Certes, il s’affichait en faisant du jogging ou du vélo, mais il lui manquait le corps guerrier sans lequel aucun grand n’est grand : lors de la guerre de Libye, un corps médiatique philosophique occulta même le corps politique présidentiel. Ne pouvant avoir ni l’image ni la force du corps de Poutine, il essayait de surpasser celles du corps du vieux Berlusconi, père de la télé vulgaire.
La médiatisation de son corps privé et de celui de ses divers épouses et enfants était donc au service de son corps politique. Son destin personnel politique était une réussite. Une réussite pour lui.

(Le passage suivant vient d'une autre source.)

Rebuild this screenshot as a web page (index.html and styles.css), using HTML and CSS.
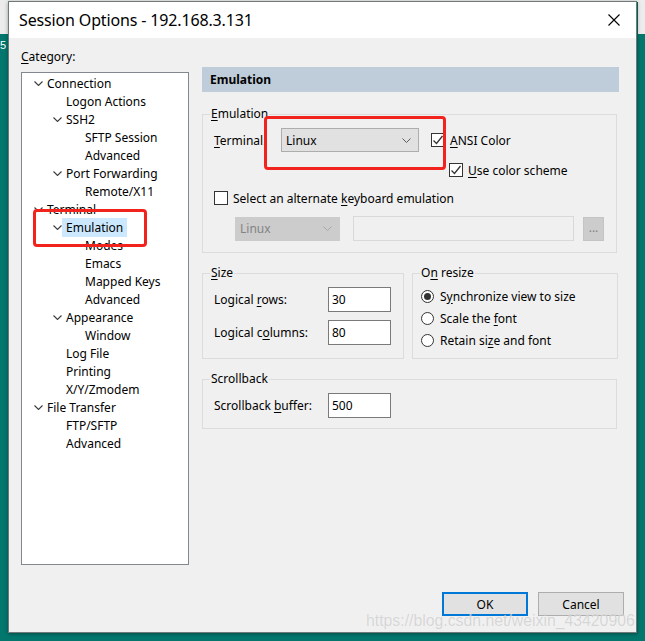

Ainsi, le corps d’un homme politique est massivement politique ; mieux, il désire l’être, il le revendique, car c’est le corps qui désire et revendique. Bien sûr, il y a les deux corps du roi théorisés par Kantorowicz : le corps terrestre et le corps politique, la double nature, humaine et souveraine… Il en était de même pour un autre président : lors de la Révolution culturelle, plus de deux milliards de ses portraits avaient été achetés en Chine au point qu’il y avait environ trois portraits de ce dictateur dans chaque famille, véritable icône d’un nouvel opium du peuple, réactivant vénération et soumission. Andy Warhol n’avait eu qu’à surfer sur cette dévotion pour les images des corps au pouvoir, et, ainsi, produire les portraits des corps des grands leaders du monde. Un pouvoir se mesure au nombre d’images diffusées du corps de son maître : la télévision et internet sont ses nouvelles armes.
Mais le corps de l’homme politique à l’ère de la démocratie et à l’aune de la république est-il, maintenant, obligé de fonctionner selon le même régime, celui de la confusion corps politique / corps médiatique / corps privé ? Ce mélange des genres est-il signe de petitesse ou de grandeur, de faiblesse ou de force ? Que ferait, de nos jours, un grand homme comme de Gaulle, dont se réclamait ce président ? Le statut d’un homme politique est-il tel aujourd’hui que, pour gagner une élection, il lui faille désirer l’érection d’une statue de son corps politique ?
« J’ai changé, j’ai changé », ne pourrait que répéter inlassablement un politicien qui voudrait être toujours à la même place et, donc, ne pas changer : un corps ne peut changer, il ne peut que vieillir. Une image aussi.